Johnson has walked that tightrope nimbly so far, evidenced by how highly Williams spoke of him throughout a turbulent training camp. The Bears hope this coach-quarterback connection will one day rise to the level of Andy Reid and Patrick Mahomes, and Johnson and Williams laid some groundwork for the partnership over espresso and tea in spring.

That’s right. The head coach and starting quarterback of the Chicago Bears sat in a Starbucks in Lake Forest and talked about their future.

It might sound like a strange dream you had, but it really happened. Johnson had an Americano with soy; Williams sipped matcha with milk, cinnamon and honey. They chatted for about an hour and a half, “more about life” than anything else, Johnson recalled.

Maybe that’ll be the opening scene of a movie someday if this all goes fantastically. For now, though, it was about understanding each other and building a bond so that hard coaching isn’t misinterpreted as adversarial.

“That’s the art of coaching,” Johnson said. “It’s relationship building. We’ve spent a lot of time together, both in the meeting room, but also individually to where he knows where I’m coming from and I know what his goals are — not just for himself, but for this team.

“When you keep those goals the main thing, it’s easy to strive together to get there.”

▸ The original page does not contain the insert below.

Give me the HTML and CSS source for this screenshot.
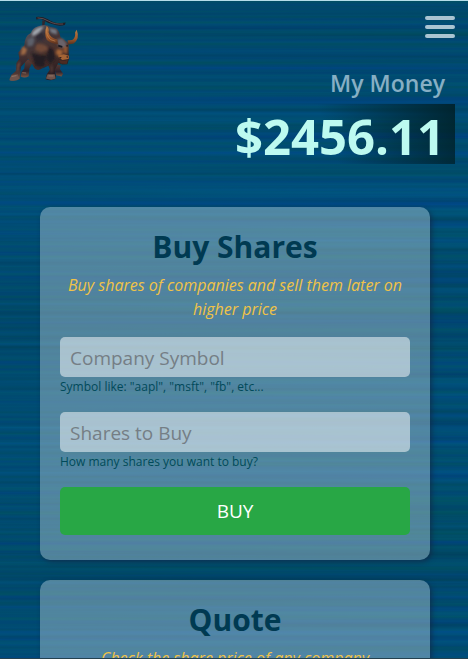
FILE: index.html
```html
<!DOCTYPE html>
<html lang="en">
<head>
  <meta charset="utf-8">
  <meta name="viewport" content="width=device-width, initial-scale=1">
  <title>My Money</title>
  <link rel="stylesheet" href="styles.css">
</head>
<body>
  <div class="page">
    <header class="topbar">
      <a class="logo" href="#" aria-label="Home">
        <svg viewBox="20 44 222 206" aria-hidden="true">
          <defs>
            <linearGradient id="hide" x1="0" y1="0" x2="0.5" y2="1">
              <stop offset="0" stop-color="#6b6f78"/>
              <stop offset="0.3" stop-color="#40373d"/>
              <stop offset="0.65" stop-color="#4c3129"/>
              <stop offset="1" stop-color="#241b22"/>
            </linearGradient>
            <linearGradient id="horn" x1="0" y1="0" x2="0" y2="1">
              <stop offset="0" stop-color="#b67a45"/>
              <stop offset="0.6" stop-color="#a0592b"/>
              <stop offset="1" stop-color="#57301f"/>
            </linearGradient>
            <linearGradient id="leg" x1="0" y1="0" x2="0" y2="1">
              <stop offset="0" stop-color="#5d3e35"/>
              <stop offset="0.65" stop-color="#2c222b"/>
              <stop offset="1" stop-color="#7d5641"/>
            </linearGradient>
            <filter id="soft"><feGaussianBlur stdDeviation="3"/></filter>
          </defs>
          <path d="M107 48Q126 46 143 55Q162 68 184 67L198 65L195 73Q178 79 158 71Q141 66 130 58Q120 53 107 56Z" fill="#211d25"/>
          <path d="M111 51Q129 51 145 61Q164 72 190 70" fill="none" stroke="#75666a" stroke-width="2"/>
          <path d="M126 58L135 61L132 75L125 78Z" fill="#30272e"/>
          <path d="M74 178L98 184L86 207L84 231Q72 238 59 232L62 216L70 208Z" fill="url(#leg)"/>
          <path d="M160 190L183 198L180 209L190 223L185 232L168 228Z" fill="url(#leg)"/>
          <path d="M73 132L90 145L90 170L60 202L56 239Q44 249 25 243L30 227L45 214L46 190L55 177L52 158Z" fill="url(#leg)"/>
          <path d="M73 119Q79 102 91 98Q95 83 112 78Q135 68 151 79Q172 80 178 96L182 111L207 129L207 158L209 175L203 194L188 195L175 190L165 210L168 238Q154 247 136 240L140 224L149 211L145 199L126 206Q113 216 103 208L93 190Q76 178 76 151Q67 134 73 119Z" fill="url(#hide)"/>
          <g filter="url(#soft)">
            <path d="M94 99Q106 80 130 78Q120 97 96 108Z" fill="#a2a7af"/>
            <path d="M146 82L170 87L171 102L153 97Z" fill="#747a84"/>
            <path d="M79 117L97 109L102 121L96 137L80 139Z" fill="#5c5f69"/>
            <path d="M107 104L122 94L135 110L123 121L109 119Z" fill="#2d2b34"/>
            <path d="M108 132Q126 128 140 139L144 150L121 158L103 149Z" fill="#6f4838"/>
            <path d="M92 157Q111 167 139 167L131 202L104 200Z" fill="#241b23"/>
            <path d="M145 141L161 149L165 178L149 194L137 176Z" fill="#241c24"/>
            <path d="M172 116L188 115L201 129L198 142L182 143L172 131Z" fill="#6a646b"/>
            <path d="M172 147L188 150L187 167L176 170L167 159Z" fill="#a16338"/>
            <path d="M191 141L204 138L202 163L191 158Z" fill="#915631"/>
            <path d="M64 139L79 147L73 163L59 166Z" fill="#9e6a46"/>
            <path d="M49 195L56 185L57 190L52 214L47 218Z" fill="#7c503c"/>
            <path d="M151 200L157 197L158 214L153 223Z" fill="#59413a"/>
          </g>
          <path d="M139 76Q148 82 145 95Q149 112 172 118L174 132Q151 130 140 119Q130 99 139 76Z" fill="url(#horn)"/>
          <path d="M232 88Q242 115 223 130L207 133L203 121L218 119Q229 112 227 95Z" fill="url(#horn)"/>
          <path d="M139 84Q137 105 151 118L166 123" fill="none" stroke="#c28551" stroke-width="2"/>
          <path d="M175 134L188 138L187 143L175 140ZM198 137L205 135L203 141Z" fill="#171820"/>
          <path d="M175 167L192 163L208 168L207 178L188 181L177 174Z" fill="#a46435"/>
          <path d="M177 171L186 173L181 177ZM199 171L206 169L203 175Z" fill="#24161a"/>
          <path d="M176 180Q190 187 205 180L201 193L183 192Z" fill="#4c2b23"/>
          <path d="M25 239L31 228L50 225L55 238Q42 246 25 243ZM137 238L142 225L164 225L167 238Q154 245 137 238Z" fill="#6e544c"/>
          <path d="M31 232L46 229M145 230L160 230M64 220L76 221" fill="none" stroke="#a4836f" stroke-width="2"/>
        </svg>
      </a>
      <button class="menu" type="button" aria-label="Menu">
        <span class="menu-line"></span>
        <span class="menu-line"></span>
        <span class="menu-line"></span>
      </button>
    </header>

    <section class="balance">
      <h1 class="balance-label">My Money</h1>
      <p class="balance-amount">$2456.11</p>
    </section>

    <main class="cards">
      <section class="card">
        <h2 class="card-title">Buy Shares</h2>
        <p class="card-text">Buy shares of companies and sell them later on higher price</p>
        <form>
          <div class="field">
            <input class="field-input" id="symbol" type="text" placeholder="Company Symbol">
            <label class="field-help" for="symbol">Symbol like: "aapl", "msft", "fb", etc...</label>
          </div>
          <div class="field">
            <input class="field-input" id="shares" type="text" placeholder="Shares to Buy">
            <label class="field-help" for="shares">How many shares you want to buy?</label>
          </div>
          <button class="submit" type="button">BUY</button>
        </form>
      </section>
      <section class="card">
        <h2 class="card-title">Quote</h2>
        <p class="card-text">Check the share price of any company</p>
      </section>
    </main>
  </div>
</body>
</html>
```

FILE: styles.css
```css
* {
  box-sizing: border-box;
}

body {
  margin: 0;
  font-family: "Segoe UI", "Open Sans", "Noto Sans", sans-serif;
  color: #003a52;
}

/* Brushed-metal backdrop: streaks of noise stretched along the x axis. */
.page {
  height: 100vh;
  overflow-y: auto;
  scrollbar-width: none;
  border-top: 1px solid #b4dcea;
  border-bottom: 1px solid #24414f;
  background-color: #004a70;
  background-image:
    url("data:image/svg+xml,%3Csvg xmlns='http://www.w3.org/2000/svg' width='1200' height='800'%3E%3Cfilter id='n' x='0' y='0' width='100%25' height='100%25' color-interpolation-filters='sRGB'%3E%3CfeTurbulence type='fractalNoise' baseFrequency='0.001 0.2' numOctaves='3' seed='8'/%3E%3CfeColorMatrix values='0 0 0 0 0 0.25 0 0 0 0.17 0 0.45 0 0 0.22 0 0 0 0 0.4'/%3E%3C/filter%3E%3Crect width='1200' height='800' filter='url(%23n)'/%3E%3C/svg%3E"),
    linear-gradient(#004560, #004a6e 12%, #004e7a 32%, #004665 48%, #004e76 68%, #004865 87%, #004d7b);
}

.topbar {
  display: flex;
  justify-content: space-between;
  align-items: flex-start;
  padding: 14px 13px 0 8px;
}

.logo {
  display: block;
  width: 72px;
  height: 68px;
}

.logo svg {
  display: block;
  width: 100%;
  height: 100%;
}

.menu {
  display: flex;
  flex-direction: column;
  gap: 5px;
  width: 30px;
  margin-top: 1px;
  padding: 0;
  border: 0;
  background: none;
}

.menu-line {
  width: 100%;
  height: 4px;
  border-radius: 2px;
  background: #a9c4d2;
}

.balance {
  display: flex;
  flex-direction: column;
  align-items: flex-end;
  margin-top: -15px;
  padding-right: 13px;
}

.balance-label {
  margin: 0;
  padding: 0 10px 5px;
  font-size: 23px;
  line-height: 31px;
  font-weight: 600;
  color: #87afc4;
}

.balance-amount {
  margin: 0;
  padding: 4px 10px 0;
  font-size: 49px;
  line-height: 56px;
  font-weight: 700;
  color: #bdfaf0;
  background: linear-gradient(70deg, transparent 45%, rgba(0, 30, 36, 0.85));
}

.cards {
  display: flex;
  flex-direction: column;
  gap: 20px;
  padding: 43px 38px 20px 40px;
}

.card {
  padding: 20px 20px 25px;
  border-radius: 10px;
  background: rgba(200, 220, 230, 0.4);
  box-shadow: 2px 2px 5px rgba(20, 35, 65, 0.6);
}

.card-title {
  margin: 0;
  font-size: 30px;
  line-height: 40px;
  font-weight: 700;
  text-align: center;
}

.card-text {
  margin: 6px 0 16px;
  font-size: 16px;
  line-height: 24px;
  font-style: italic;
  text-align: center;
  color: #f0c348;
}

.field {
  margin-bottom: 15px;
}

.field-input {
  display: block;
  width: 100%;
  height: 40px;
  padding: 2px 10px 0;
  border: 0;
  border-radius: 5px;
  background: rgba(255, 255, 255, 0.5);
  font-family: inherit;
  font-size: 19px;
  color: #003a52;
}

.field-input::placeholder {
  color: #757e85;
  opacity: 1;
}

.field-help {
  display: block;
  font-size: 12px;
  line-height: 20px;
  color: #004a5a;
}

.submit {
  display: block;
  width: 100%;
  height: 48px;
  padding: 0;
  border: 0;
  border-radius: 5px;
  background: #28a745;
  font-family: inherit;
  font-size: 19px;
  color: #fff;
}
```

None of this has been tested through the surges and plunges and of a season, but Johnson is off to a strong start.

The Bears have needed a truth teller, and there’s no doubt they have one now. They needed a coach with legitimate expertise, especially with quarterbacks, and Johnson sure seems to know what he’s talking about. They needed someone bold and innovative, and he’s undeniably both.

Johnson is a completely different coach than they’re used to. Thank goodness.